## DO THIS
Without the pictures, can you quote each line below exactly?

## DATA SHOWN
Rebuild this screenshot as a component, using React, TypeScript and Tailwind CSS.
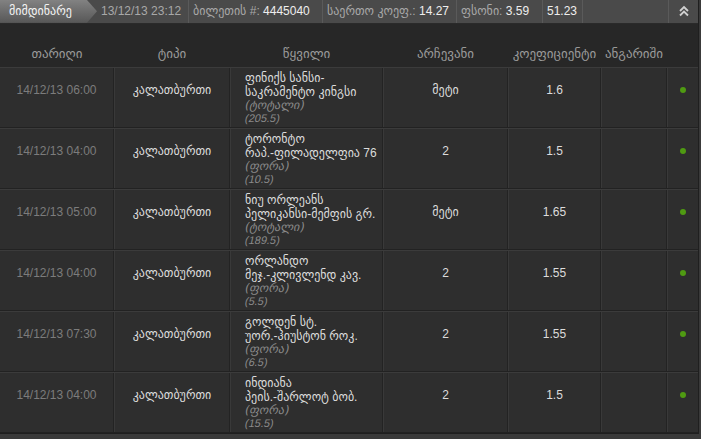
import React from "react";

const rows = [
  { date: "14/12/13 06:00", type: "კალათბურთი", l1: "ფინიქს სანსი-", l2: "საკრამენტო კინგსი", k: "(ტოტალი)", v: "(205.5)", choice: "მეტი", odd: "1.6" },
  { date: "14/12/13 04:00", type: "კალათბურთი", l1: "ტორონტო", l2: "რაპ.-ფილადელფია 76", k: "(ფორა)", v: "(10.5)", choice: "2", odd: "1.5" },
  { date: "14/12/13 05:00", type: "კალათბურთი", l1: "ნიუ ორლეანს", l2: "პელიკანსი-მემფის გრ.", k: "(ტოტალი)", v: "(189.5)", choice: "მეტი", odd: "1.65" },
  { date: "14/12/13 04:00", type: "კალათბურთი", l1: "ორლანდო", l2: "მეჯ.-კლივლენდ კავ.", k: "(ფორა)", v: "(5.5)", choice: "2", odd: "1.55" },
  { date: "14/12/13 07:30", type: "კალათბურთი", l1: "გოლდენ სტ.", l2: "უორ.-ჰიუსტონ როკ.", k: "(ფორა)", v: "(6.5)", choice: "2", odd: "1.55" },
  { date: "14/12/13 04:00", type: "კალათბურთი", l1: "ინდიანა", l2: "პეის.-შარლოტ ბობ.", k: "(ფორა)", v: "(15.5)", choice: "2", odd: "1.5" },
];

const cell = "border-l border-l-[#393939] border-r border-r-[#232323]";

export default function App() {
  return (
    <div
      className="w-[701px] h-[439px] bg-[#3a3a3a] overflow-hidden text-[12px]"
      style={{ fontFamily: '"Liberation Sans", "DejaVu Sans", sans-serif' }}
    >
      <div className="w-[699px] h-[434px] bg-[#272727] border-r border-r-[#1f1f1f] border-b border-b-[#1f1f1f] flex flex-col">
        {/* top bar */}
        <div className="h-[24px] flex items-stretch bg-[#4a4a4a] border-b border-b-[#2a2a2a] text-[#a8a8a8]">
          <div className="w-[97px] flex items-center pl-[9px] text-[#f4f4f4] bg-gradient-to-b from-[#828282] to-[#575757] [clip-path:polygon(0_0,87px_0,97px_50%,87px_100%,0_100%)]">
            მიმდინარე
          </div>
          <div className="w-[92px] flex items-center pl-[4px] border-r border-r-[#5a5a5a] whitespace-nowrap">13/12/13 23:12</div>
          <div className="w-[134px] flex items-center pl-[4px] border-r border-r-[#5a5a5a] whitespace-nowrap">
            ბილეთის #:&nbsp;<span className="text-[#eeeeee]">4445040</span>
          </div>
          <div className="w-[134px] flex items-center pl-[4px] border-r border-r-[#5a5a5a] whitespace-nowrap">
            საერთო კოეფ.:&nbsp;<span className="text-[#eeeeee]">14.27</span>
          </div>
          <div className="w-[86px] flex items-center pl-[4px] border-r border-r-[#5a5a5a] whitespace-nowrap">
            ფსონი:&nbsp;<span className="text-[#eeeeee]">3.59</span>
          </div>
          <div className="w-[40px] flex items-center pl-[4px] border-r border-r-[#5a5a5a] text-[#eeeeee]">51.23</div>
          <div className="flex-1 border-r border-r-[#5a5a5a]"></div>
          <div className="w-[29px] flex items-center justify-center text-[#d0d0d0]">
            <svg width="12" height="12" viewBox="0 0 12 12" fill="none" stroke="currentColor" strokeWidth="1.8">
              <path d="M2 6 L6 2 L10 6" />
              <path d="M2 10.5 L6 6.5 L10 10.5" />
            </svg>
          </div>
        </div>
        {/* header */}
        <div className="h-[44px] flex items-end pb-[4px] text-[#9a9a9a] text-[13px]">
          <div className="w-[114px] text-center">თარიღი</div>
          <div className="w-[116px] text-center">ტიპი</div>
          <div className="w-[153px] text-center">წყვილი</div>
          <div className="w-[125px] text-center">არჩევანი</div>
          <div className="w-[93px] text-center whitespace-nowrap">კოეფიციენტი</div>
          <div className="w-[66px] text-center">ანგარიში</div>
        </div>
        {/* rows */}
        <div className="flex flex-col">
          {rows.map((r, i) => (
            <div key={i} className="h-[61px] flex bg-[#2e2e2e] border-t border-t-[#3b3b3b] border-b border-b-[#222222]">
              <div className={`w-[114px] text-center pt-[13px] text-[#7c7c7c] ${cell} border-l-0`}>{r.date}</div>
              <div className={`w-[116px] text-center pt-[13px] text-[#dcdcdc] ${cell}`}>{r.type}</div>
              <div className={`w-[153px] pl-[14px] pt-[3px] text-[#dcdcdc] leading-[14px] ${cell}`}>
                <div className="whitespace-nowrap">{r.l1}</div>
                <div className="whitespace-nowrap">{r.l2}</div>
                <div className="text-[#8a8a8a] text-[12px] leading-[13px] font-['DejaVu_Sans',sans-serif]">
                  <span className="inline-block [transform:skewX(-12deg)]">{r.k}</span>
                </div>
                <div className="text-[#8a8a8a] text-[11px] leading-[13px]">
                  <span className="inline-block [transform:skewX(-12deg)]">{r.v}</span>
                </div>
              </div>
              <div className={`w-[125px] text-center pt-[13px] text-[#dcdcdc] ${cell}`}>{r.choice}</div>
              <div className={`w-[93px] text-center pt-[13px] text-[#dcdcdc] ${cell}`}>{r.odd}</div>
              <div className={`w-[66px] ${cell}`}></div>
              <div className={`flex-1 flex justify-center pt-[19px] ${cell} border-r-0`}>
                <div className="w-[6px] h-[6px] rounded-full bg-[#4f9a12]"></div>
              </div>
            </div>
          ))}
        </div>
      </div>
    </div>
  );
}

## RESPONSE
Rebuild this screenshot as a component, using React, TypeScript and Tailwind CSS.
import React from "react";

const rows = [
  { date: "14/12/13 06:00", type: "კალათბურთი", l1: "ფინიქს სანსი-", l2: "საკრამენტო კინგსი", k: "(ტოტალი)", v: "(205.5)", choice: "მეტი", odd: "1.6" },
  { date: "14/12/13 04:00", type: "კალათბურთი", l1: "ტორონტო", l2: "რაპ.-ფილადელფია 76", k: "(ფორა)", v: "(10.5)", choice: "2", odd: "1.5" },
  { date: "14/12/13 05:00", type: "კალათბურთი", l1: "ნიუ ორლეანს", l2: "პელიკანსი-მემფის გრ.", k: "(ტოტალი)", v: "(189.5)", choice: "მეტი", odd: "1.65" },
  { date: "14/12/13 04:00", type: "კალათბურთი", l1: "ორლანდო", l2: "მეჯ.-კლივლენდ კავ.", k: "(ფორა)", v: "(5.5)", choice: "2", odd: "1.55" },
  { date: "14/12/13 07:30", type: "კალათბურთი", l1: "გოლდენ სტ.", l2: "უორ.-ჰიუსტონ როკ.", k: "(ფორა)", v: "(6.5)", choice: "2", odd: "1.55" },
  { date: "14/12/13 04:00", type: "კალათბურთი", l1: "ინდიანა", l2: "პეის.-შარლოტ ბობ.", k: "(ფორა)", v: "(15.5)", choice: "2", odd: "1.5" },
];

const cell = "border-l border-l-[#393939] border-r border-r-[#232323]";

export default function App() {
  return (
    <div
      className="w-[701px] h-[439px] bg-[#3a3a3a] overflow-hidden text-[12px]"
      style={{ fontFamily: '"Liberation Sans", "DejaVu Sans", sans-serif' }}
    >
      <div className="w-[699px] h-[434px] bg-[#272727] border-r border-r-[#1f1f1f] border-b border-b-[#1f1f1f] flex flex-col">
        {/* top bar */}
        <div className="h-[24px] flex items-stretch bg-[#4a4a4a] border-b border-b-[#2a2a2a] text-[#a8a8a8]">
          <div className="w-[97px] flex items-center pl-[9px] text-[#f4f4f4] bg-gradient-to-b from-[#828282] to-[#575757] [clip-path:polygon(0_0,87px_0,97px_50%,87px_100%,0_100%)]">
            მიმდინარე
          </div>
          <div className="w-[92px] flex items-center pl-[4px] border-r border-r-[#5a5a5a] whitespace-nowrap">13/12/13 23:12</div>
          <div className="w-[134px] flex items-center pl-[4px] border-r border-r-[#5a5a5a] whitespace-nowrap">
            ბილეთის #:&nbsp;<span className="text-[#eeeeee]">4445040</span>
          </div>
          <div className="w-[134px] flex items-center pl-[4px] border-r border-r-[#5a5a5a] whitespace-nowrap">
            საერთო კოეფ.:&nbsp;<span className="text-[#eeeeee]">14.27</span>
          </div>
          <div className="w-[86px] flex items-center pl-[4px] border-r border-r-[#5a5a5a] whitespace-nowrap">
            ფსონი:&nbsp;<span className="text-[#eeeeee]">3.59</span>
          </div>
          <div className="w-[40px] flex items-center pl-[4px] border-r border-r-[#5a5a5a] text-[#eeeeee]">51.23</div>
          <div className="flex-1 border-r border-r-[#5a5a5a]"></div>
          <div className="w-[29px] flex items-center justify-center text-[#d0d0d0]">
            <svg width="12" height="12" viewBox="0 0 12 12" fill="none" stroke="currentColor" strokeWidth="1.8">
              <path d="M2 6 L6 2 L10 6" />
              <path d="M2 10.5 L6 6.5 L10 10.5" />
            </svg>
          </div>
        </div>
        {/* header */}
        <div className="h-[44px] flex items-end pb-[4px] text-[#9a9a9a] text-[13px]">
          <div className="w-[114px] text-center">თარიღი</div>
          <div className="w-[116px] text-center">ტიპი</div>
          <div className="w-[153px] text-center">წყვილი</div>
          <div className="w-[125px] text-center">არჩევანი</div>
          <div className="w-[93px] text-center whitespace-nowrap">კოეფიციენტი</div>
          <div className="w-[66px] text-center">ანგარიში</div>
        </div>
        {/* rows */}
        <div className="flex flex-col">
          {rows.map((r, i) => (
            <div key={i} className="h-[61px] flex bg-[#2e2e2e] border-t border-t-[#3b3b3b] border-b border-b-[#222222]">
              <div className={`w-[114px] text-center pt-[13px] text-[#7c7c7c] ${cell} border-l-0`}>{r.date}</div>
              <div className={`w-[116px] text-center pt-[13px] text-[#dcdcdc] ${cell}`}>{r.type}</div>
              <div className={`w-[153px] pl-[14px] pt-[3px] text-[#dcdcdc] leading-[14px] ${cell}`}>
                <div className="whitespace-nowrap">{r.l1}</div>
                <div className="whitespace-nowrap">{r.l2}</div>
                <div className="text-[#8a8a8a] text-[12px] leading-[13px] font-['DejaVu_Sans',sans-serif]">
                  <span className="inline-block [transform:skewX(-12deg)]">{r.k}</span>
                </div>
                <div className="text-[#8a8a8a] text-[11px] leading-[13px]">
                  <span className="inline-block [transform:skewX(-12deg)]">{r.v}</span>
                </div>
              </div>
              <div className={`w-[125px] text-center pt-[13px] text-[#dcdcdc] ${cell}`}>{r.choice}</div>
              <div className={`w-[93px] text-center pt-[13px] text-[#dcdcdc] ${cell}`}>{r.odd}</div>
              <div className={`w-[66px] ${cell}`}></div>
              <div className={`flex-1 flex justify-center pt-[19px] ${cell} border-r-0`}>
                <div className="w-[6px] h-[6px] rounded-full bg-[#4f9a12]"></div>
              </div>
            </div>
          ))}
        </div>
      </div>
    </div>
  );
}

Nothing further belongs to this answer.